CHANDIGARH: A roundtable conference on the Electricity (Amendment) Bill, 2022, held on Tuesday refuted claims of the center that the amendment was intended to benefit the consumers and demanded the withdrawal of the bill.
The roundtable conference was held at Vishakhapatnam and chaired by K.S. Chalam, former UPSC member and former Vice Chancellor of Dravidian University. The other speakers included Shailendra Dubey, Chairman AIPEF, Prasanta N. Chowdhury general secretary EEFI, Prof. P.George Victor Former Vice-Chancellor Adikavi Nannaya University, P.Rathnakar Rao Secretary General/AIPEF, T.Jayanthi, General Secretary TNEF and other trade union leaders.
This is the first roundtable conference to create awareness among all stakeholders on how the amendment would impact them and profit the corporate groups.All states will be holding such awareness meetings in the next two months.AIPEF federal executive meeting shall be held on September 18 at Srinagar to discuss strategy to stop Electricity (Amendment) Bill 2022 and privatization of power sector, Said V K Gupta Spokesperson, All India Power Engineers Federation(AIPEF).
K.S. Chalam,a former UPSC member said that the new economic policies are the root cause of the malady of privatisation. The World Bank is trying to thrust its views on governments across the world through privatisation of PSUs,”.
The Electricity (Amendment) Bill will allow multiple private discoms to buy power from the generation companies run by the government, use the infrastructure of the government-run discoms, and supply power to
profitable areas. They will neglect rural areas, where consumption is comparatively less.
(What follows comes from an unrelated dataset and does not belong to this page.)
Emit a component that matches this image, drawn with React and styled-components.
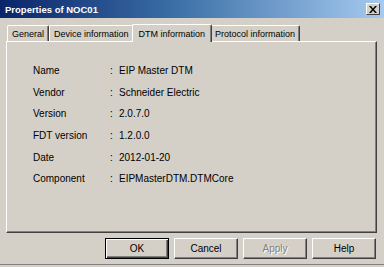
import React from "react";
import styled, { createGlobalStyle } from "styled-components";

const GlobalStyle = createGlobalStyle`
  html, body {
    margin: 0;
    padding: 0;
    background: #d4d0c8;
  }
  body {
    font-family: "Liberation Sans", Arial, sans-serif;
    font-size: 10px;
    color: #000;
  }
`;

const Window = styled.div`
  width: 384px;
  height: 265px;
  background: #d4d0c8;
  display: flex;
  flex-direction: column;
  border-bottom: 1px solid #808080;
  box-sizing: border-box;
`;

const TitleBar = styled.div`
  height: 18px;
  display: flex;
  align-items: center;
  justify-content: space-between;
  padding: 0 4px 0 5px;
  background: linear-gradient(to right, #0a246a 0%, #3a6ea5 45%, #a6caf0 100%);
`;

const Title = styled.span`
  color: #fff;
  font-weight: bold;
  font-size: 9.5px;
`;

const CloseButton = styled.div`
  width: 14px;
  height: 12px;
  background: #d4d0c8;
  box-sizing: border-box;
  border-top: 1px solid #fff;
  border-left: 1px solid #fff;
  border-right: 1px solid #404040;
  border-bottom: 1px solid #404040;
  display: flex;
  align-items: center;
  justify-content: center;
`;

const Body = styled.div`
  padding: 5px 7px 0 6px;
  display: flex;
  flex-direction: column;
`;

const TabRow = styled.div`
  display: flex;
  align-items: flex-end;
  height: 18px;
  padding-left: 1px;
  position: relative;
  z-index: 1;
`;

const Tab = styled.div`
  height: ${(p) => (p.active ? "18px" : "16px")};
  box-sizing: border-box;
  padding: 0 ${(p) => (p.active ? "6px" : "4px")};
  margin: 0 ${(p) => (p.active ? "-2px" : "0")};
  display: flex;
  align-items: center;
  background: #d4d0c8;
  border-top: 1px solid #fff;
  border-left: 1px solid #fff;
  border-right: 1px solid #404040;
  box-shadow: inset -1px 0 0 #808080;
  border-radius: 2px 2px 0 0;
  font-size: 9px;
  position: relative;
  z-index: ${(p) => (p.active ? 2 : 1)};
  margin-bottom: ${(p) => (p.active ? "-1px" : "0")};
`;

const Panel = styled.div`
  height: 192px;
  box-sizing: border-box;
  border-top: 1px solid #fff;
  border-left: 1px solid #fff;
  border-right: 1px solid #404040;
  border-bottom: 1px solid #404040;
  box-shadow: inset -1px -1px 0 #808080;
  padding: 18px 0 0 26px;
`;

const InfoGrid = styled.div`
  display: grid;
  grid-template-columns: 77px 9px auto;
  grid-auto-rows: 21.6px;
  align-items: center;
  font-size: 10px;
`;

const ButtonRow = styled.div`
  display: flex;
  justify-content: flex-end;
  gap: 5px;
  padding: 5px 1px 0 0;
`;

const Button = styled.div`
  width: 64px;
  height: 21px;
  box-sizing: border-box;
  display: flex;
  align-items: center;
  justify-content: center;
  font-size: 10px;
  background: #d4d0c8;
  border-top: 1px solid ${(p) => (p.primary ? "#000" : "#fff")};
  border-left: 1px solid ${(p) => (p.primary ? "#000" : "#fff")};
  border-right: 1px solid ${(p) => (p.primary ? "#000" : "#404040")};
  border-bottom: 1px solid ${(p) => (p.primary ? "#000" : "#404040")};
  box-shadow: ${(p) =>
    p.primary
      ? "inset 1px 1px 0 #fff, inset -1px -1px 0 #404040, inset -2px -2px 0 #808080"
      : "inset -1px -1px 0 #808080"};
  color: ${(p) => (p.disabled ? "#808080" : "#000")};
  text-shadow: ${(p) => (p.disabled ? "1px 1px 0 #fff" : "none")};
`;

const rows = [
  ["Name", "EIP Master DTM"],
  ["Vendor", "Schneider Electric"],
  ["Version", "2.0.7.0"],
  ["FDT version", "1.2.0.0"],
  ["Date", "2012-01-20"],
  ["Component", "EIPMasterDTM.DTMCore"],
];

const tabs = ["General", "Device information", "DTM information", "Protocol information"];

export default function App() {
  return (
    <>
      <GlobalStyle />
      <Window>
        <TitleBar>
          <Title>Properties of NOC01</Title>
          <CloseButton>
            <svg width="8" height="7" viewBox="0 0 8 7">
              <path d="M0 0h2l2 2.5L6 0h2L5 3.5 8 7H6L4 4.5 2 7H0l3-3.5z" fill="#000" />
            </svg>
          </CloseButton>
        </TitleBar>
        <Body>
          <TabRow>
            {tabs.map((t) => (
              <Tab key={t} active={t === "DTM information"}>
                {t}
              </Tab>
            ))}
          </TabRow>
          <Panel>
            <InfoGrid>
              {rows.map(([k, v]) => (
                <React.Fragment key={k}>
                  <span>{k}</span>
                  <span>:</span>
                  <span>{v}</span>
                </React.Fragment>
              ))}
            </InfoGrid>
          </Panel>
          <ButtonRow>
            <Button primary>OK</Button>
            <Button>Cancel</Button>
            <Button disabled>Apply</Button>
            <Button>Help</Button>
          </ButtonRow>
        </Body>
      </Window>
    </>
  );
}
The non-profitable areas will have to be serviced by government-run discoms and they will end up making losses.
Shailendra Dubey attributed the losses of state-owned discoms to non-reimbursement of subsidies given to the agriculture sector by the state governments, and non-payment of arrears payable by the government establishments.
Prasanta N. Chowdhury, Rathnakar Rao, and various other speakers said that contrary to the claims of a reduction in tariff due to the presence of multiple discoms, the private companies may initially
lower the charges. But once the government-owned discoms are pushed out of the race, the private discoms would increase the tariff as per their whims and fancies, they said, adding that domestic consumers
would be forced to pay the higher tariff.